The painting is 30cm in width and 40cm in height, and this relatively small size combined with the simple detail would suggest that the artwork was designed to be a devotional piece, hung in a patron's private residence. The artist would receive a variety of commissions as his career progressed, and the location of this piece in a private setting might explain how less information now remains on it. A painting within a church, for example, is likely to have been documented many times over the years and perhaps its commission would be mentioned in the institution's accounts. This Virgin and Child work has been attributed to both Zanobi Strozzi and Masolino at times, but most art experts today feel more comfortable with an attribution to Fra Angelico instead. Strozzi was actually an assistant of his, and they would often work collaboratively on larger projects, but this piece seems more likely to have been carried out by a single individual.

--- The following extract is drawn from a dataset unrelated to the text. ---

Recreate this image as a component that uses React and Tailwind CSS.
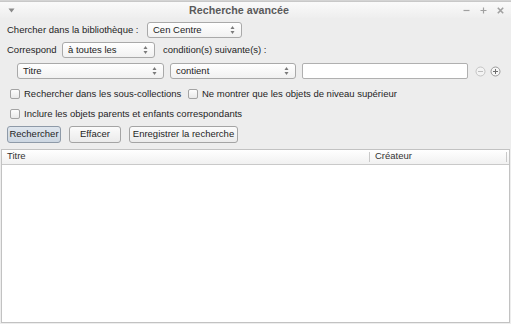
import React from "react";

function Arrows() {
  return (
    <svg width="5" height="10" viewBox="0 0 5 10">
      <path d="M2.5 1L4.5 4H0.5Z" fill="#7a7a7a" />
      <path d="M2.5 9L4.5 6H0.5Z" fill="#7a7a7a" />
    </svg>
  );
}

function Select({ label, className }) {
  return (
    <div
      className={
        "h-[16px] shrink-0 border border-[#a9a9a9] rounded-[3px] bg-linear-to-b from-white to-[#f1f1f1] flex items-center justify-between pl-[5px] pr-[6px] text-[#222] " +
        className
      }
    >
      <span>{label}</span>
      <Arrows />
    </div>
  );
}

function Check({ label }) {
  return (
    <div className="flex items-center gap-[4px]">
      <div className="w-[10px] h-[10px] rounded-[2px] border border-[#a3a3a3] bg-linear-to-b from-[#fdfdfd] to-[#e9e9e9]" />
      <span>{label}</span>
    </div>
  );
}

function Button({ label, pressed, className }) {
  return (
    <div
      className={
        "h-[17px] flex items-center justify-center rounded-[3px] border " +
        (pressed
          ? "border-[#8e9aa8] bg-linear-to-b from-[#dfe6ee] to-[#cdd7e2] "
          : "border-[#a4a4a4] bg-linear-to-b from-[#fbfbfb] to-[#ebebeb] ") +
        className
      }
    >
      {label}
    </div>
  );
}

export default function App() {
  return (
    <div className="w-[511px] h-[324px] bg-[#ededed] flex flex-col font-['Liberation_Sans',Arial,sans-serif] text-[9.5px] text-[#1e1e1e] overflow-hidden">
      {/* edge of window behind */}
      <div className="h-[2px] bg-[#d4d4d4] border-b border-[#c8c8c8]" />

      {/* Title bar */}
      <div className="h-[16px] flex items-center bg-linear-to-b from-[#fafafa] to-[#eeeeee]">
        <div className="w-[27px] pl-[8px] flex items-center">
          <svg width="7" height="5" viewBox="0 0 7 5">
            <path d="M0.5 0.5H6.5L3.5 4.5Z" fill="#8a8a8a" />
          </svg>
        </div>
        <div className="flex-1 text-center font-bold text-[10.7px] text-[#5a5a5a]">
          Recherche avancée
        </div>
        <div className="w-[60px] flex items-center gap-[10px] pl-[12px]">
          <svg width="7" height="7" viewBox="0 0 7 7">
            <path d="M0.5 3.5H6.5" stroke="#a0a0a0" strokeWidth="1.2" />
          </svg>
          <svg width="7" height="7" viewBox="0 0 7 7">
            <path d="M0.5 3.5H6.5M3.5 0.5V6.5" stroke="#a0a0a0" strokeWidth="1.2" />
          </svg>
          <svg width="7" height="7" viewBox="0 0 7 7">
            <path d="M0.8 0.8L6.2 6.2M6.2 0.8L0.8 6.2" stroke="#a0a0a0" strokeWidth="1.6" />
          </svg>
        </div>
      </div>

      {/* Search library row */}
      <div className="mt-[4px] px-[7px] flex items-center">
        <span className="w-[140px]">Chercher dans la bibliothèque :</span>
        <Select label="Cen Centre" className="w-[95px]" />
      </div>

      {/* Match row */}
      <div className="mt-[4px] px-[7px] flex items-center">
        <span className="w-[55px]">Correspond</span>
        <Select label="à toutes les" className="w-[93px]" />
        <span className="ml-[8px]">condition(s) suivante(s) :</span>
      </div>

      {/* Condition row */}
      <div className="mt-[5px] pl-[17px] flex items-center">
        <Select label="Titre" className="w-[147px]" />
        <Select label="contient" className="w-[126px] ml-[6px]" />
        <div className="ml-[6px] w-[166px] h-[16px] border border-[#b0b0b0] rounded-[2px] bg-white" />
        <div className="ml-[7px] flex items-center gap-[4px]">
          <svg width="11" height="11" viewBox="0 0 11 11">
            <circle cx="5.5" cy="5.5" r="4.5" fill="#f3f3f3" stroke="#c4c4c4" />
            <path d="M3 5.5H8" stroke="#bdbdbd" strokeWidth="1" />
          </svg>
          <svg width="11" height="11" viewBox="0 0 11 11">
            <circle cx="5.5" cy="5.5" r="4.5" fill="#f6f6f6" stroke="#9a9a9a" />
            <path d="M3 5.5H8M5.5 3V8" stroke="#6e6e6e" strokeWidth="1" />
          </svg>
        </div>
      </div>

      {/* Options */}
      <div className="mt-[8px] pl-[10px] flex items-center">
        <div className="w-[178px]">
          <Check label="Rechercher dans les sous-collections" />
        </div>
        <Check label="Ne montrer que les objets de niveau supérieur" />
      </div>
      <div className="mt-[6px] pl-[10px] flex items-center">
        <Check label="Inclure les objets parents et enfants correspondants" />
      </div>

      {/* Buttons */}
      <div className="mt-[4px] pl-[7px] flex items-center gap-[8px]">
        <Button label="Rechercher" pressed className="w-[54px]" />
        <Button label="Effacer" className="w-[52px]" />
        <Button label="Enregistrer la recherche" className="w-[109px]" />
      </div>

      {/* Results tree */}
      <div className="mt-[6px] mx-[1px] mb-[1px] flex-1 border border-[#c2c2c2] bg-white flex flex-col">
        <div className="h-[15px] flex items-center border-b border-[#c9c9c9] bg-linear-to-b from-white to-[#f1f1f1] text-[#333]">
          <div className="w-[368px] pl-[5px] border-r border-[#c9c9c9] h-[10px] flex items-center">Titre</div>
          <div className="flex-1 pl-[5px] border-r border-[#c9c9c9] h-[10px] flex items-center">Créateur</div>
          <div className="w-[2px]" />
        </div>
        <div className="flex-1" />
      </div>
    </div>
  );
}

The simple artwork places the Virgin in a standing position, with a patterned background sitting behind. She is dressed in a red dress with a dark cloak which covers her hair. There is also a translucent cloth that sits between these two layers and the artist produces touches of detail around her neckline. She looks off into the distance whilst holding the child on her left arm. The latter is in a pink outfit with white trim and both have pinkish cheeks which represents good health. The child has its right hand lifted up in a symbolic gesture, whilst holding a pink flower in his other hand.

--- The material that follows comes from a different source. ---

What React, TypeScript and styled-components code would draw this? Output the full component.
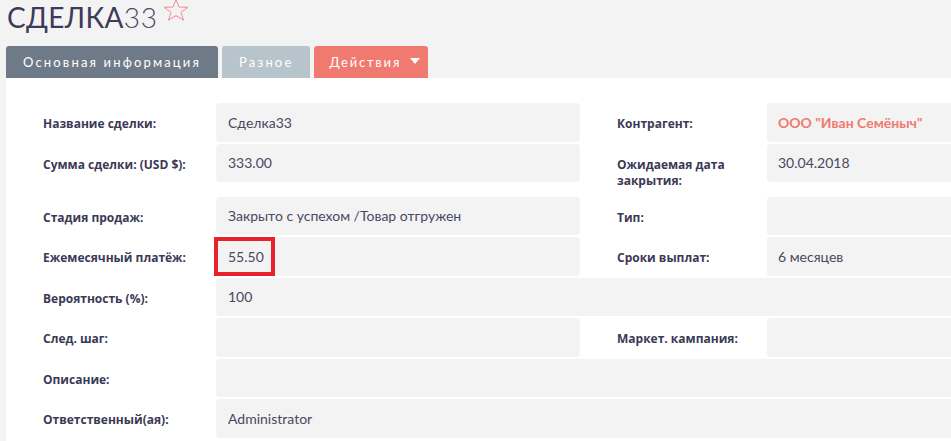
import React from "react";
import styled, { createGlobalStyle } from "styled-components";

const Global = createGlobalStyle`
  html, body {
    margin: 0;
    padding: 0;
    background: #f3f3f3;
    overflow: hidden;
    font-family: Lato, "Noto Sans", sans-serif;
  }
`;

const Page = styled.div`
  width: 967px;
  display: flex;
  flex-direction: column;
`;

const Header = styled.div`
  display: flex;
  align-items: flex-start;
  padding-left: 7px;
  height: 34px;
`;

const Title = styled.h1`
  margin: 0;
  font-size: 28px;
  line-height: 34px;
  font-weight: 400;
  color: #3d3b58;
  letter-spacing: 0.3px;
`;

const TitleNum = styled.span`
  font-weight: 300;
  color: #4a4866;
  letter-spacing: 0.8px;
`;

const StarButton = styled.span`
  display: inline-flex;
  margin-left: 5px;
  margin-top: -1px;
`;

const Tabs = styled.div`
  display: flex;
  align-items: flex-end;
  gap: 4px;
  margin: 12px 0 0 6px;
`;

const Tab = styled.div<{ $variant: "active" | "muted" | "action" }>`
  height: 32px;
  display: flex;
  align-items: center;
  gap: 9px;
  padding: 0 ${(p) => (p.$variant === "action" ? "8px" : "17px")} 0
    ${(p) => (p.$variant === "action" ? "15px" : "17px")};
  border-radius: 3px 3px 0 0;
  color: #ffffff;
  font-size: 13px;
  letter-spacing: ${(p) => (p.$variant === "action" ? "1.8px" : "2.15px")};
  background: ${(p) =>
    p.$variant === "active"
      ? "#6f7a88"
      : p.$variant === "muted"
      ? "#b7c4cb"
      : "#f07a6f"};
`;

const Caret = styled.span`
  width: 0;
  height: 0;
  border-left: 5px solid transparent;
  border-right: 5px solid transparent;
  border-top: 6px solid #ffffff;
  margin-top: -3px;
`;

const Panel = styled.div`
  margin-left: 6px;
  background: #ffffff;
  padding: 25px 0 8px;
  display: grid;
  grid-template-columns: 210px 364px 187px 200px;
  row-gap: 2px;
  align-content: start;
`;

const Label = styled.div`
  padding: 13px 12px 6px 37px;
  font-family: "Open Sans", Lato, sans-serif;
  font-size: 12px;
  line-height: 16px;
  font-weight: 700;
  color: #3b3955;
`;

const Field = styled.div<{ $span?: number; $pad?: number }>`
  position: relative;
  grid-column: span ${(p) => p.$span ?? 1};
  align-self: start;
  height: 38.5px;
  display: flex;
  align-items: center;
  padding-left: ${(p) => p.$pad ?? 12}px;
  background: #f3f3f3;
  border-radius: 4px;
  font-size: 14px;
  color: #4a4862;
`;

const Link = styled.span`
  font-weight: 700;
  color: #ef7a6e;
  font-size: 14px;
`;

const Highlight = styled.span`
  position: absolute;
  left: -2px;
  top: 0;
  width: 61px;
  height: 39px;
  box-sizing: border-box;
  border: 4px solid #e8222b;
  pointer-events: none;
`;

function Star() {
  return (
    <svg width="26" height="22" viewBox="0 0 26 22">
      <path
        d="M13 0.8 L16 8 L25 8.3 L18 13.3 L20.5 21.2 L13 16.6 L5.5 21.2 L8 13.3 L1 8.3 L10 8 Z"
        fill="none"
        stroke="#f3889a"
        strokeWidth="1"
        strokeLinejoin="round"
      />
    </svg>
  );
}

export default function App() {
  return (
    <Page>
      <Global />
      <Header>
        <Title>
          СДЕЛКА<TitleNum>33</TitleNum>
        </Title>
        <StarButton>
          <Star />
        </StarButton>
      </Header>
      <Tabs>
        <Tab $variant="active">Основная информация</Tab>
        <Tab $variant="muted">Разное</Tab>
        <Tab $variant="action">
          Действия
          <Caret />
        </Tab>
      </Tabs>
      <Panel>
        <Label>Название сделки:</Label>
        <Field>Сделка33</Field>
        <Label>Контрагент:</Label>
        <Field $pad={11}>
          <Link>ООО "Иван Семёныч"</Link>
        </Field>

        <Label>Сумма сделки: (USD $):</Label>
        <Field>333.00</Field>
        <Label>Ожидаемая дата закрытия:</Label>
        <Field $pad={11}>30.04.2018</Field>

        <Label>Стадия продаж:</Label>
        <Field>Закрыто с успехом /Товар отгружен</Field>
        <Label>Тип:</Label>
        <Field $pad={11} />

        <Label>Ежемесячный платёж:</Label>
        <Field>
          55.50
          <Highlight />
        </Field>
        <Label>Сроки выплат:</Label>
        <Field $pad={11}>6 месяцев</Field>

        <Label>Вероятность (%):</Label>
        <Field $span={3}>100</Field>

        <Label>След. шаг:</Label>
        <Field />
        <Label>Маркет. кампания:</Label>
        <Field $pad={11} />

        <Label>Описание:</Label>
        <Field $span={3} />

        <Label>Ответственный(ая):</Label>
        <Field $span={3}>Administrator</Field>
      </Panel>
    </Page>
  );
}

Whilst there remains a small list of highlights from this artist's career, there are many more artworks to be found spread across Fra Angelico's career. There are over 150 paintings in total which are confidently attributed to his hand, with many more holding more tenuous links that have been challenged. Few artists from this period left behind such a large body of work and there was also an impressive consistency of style and quality found across the full span of his lifetime. This artist sits prominently amongst the major figures of the Early Renaissance, being mentioned alongside the likes of Giotto and Botticelli, with a particular style which is surprisingly recognisable amongst the somewhat repetitive content found across this period of Italian art. His major works would have to include the likes of Annunciation (Fra Angelico, San Marco), The Last Judgement and San Marco Altarpiece.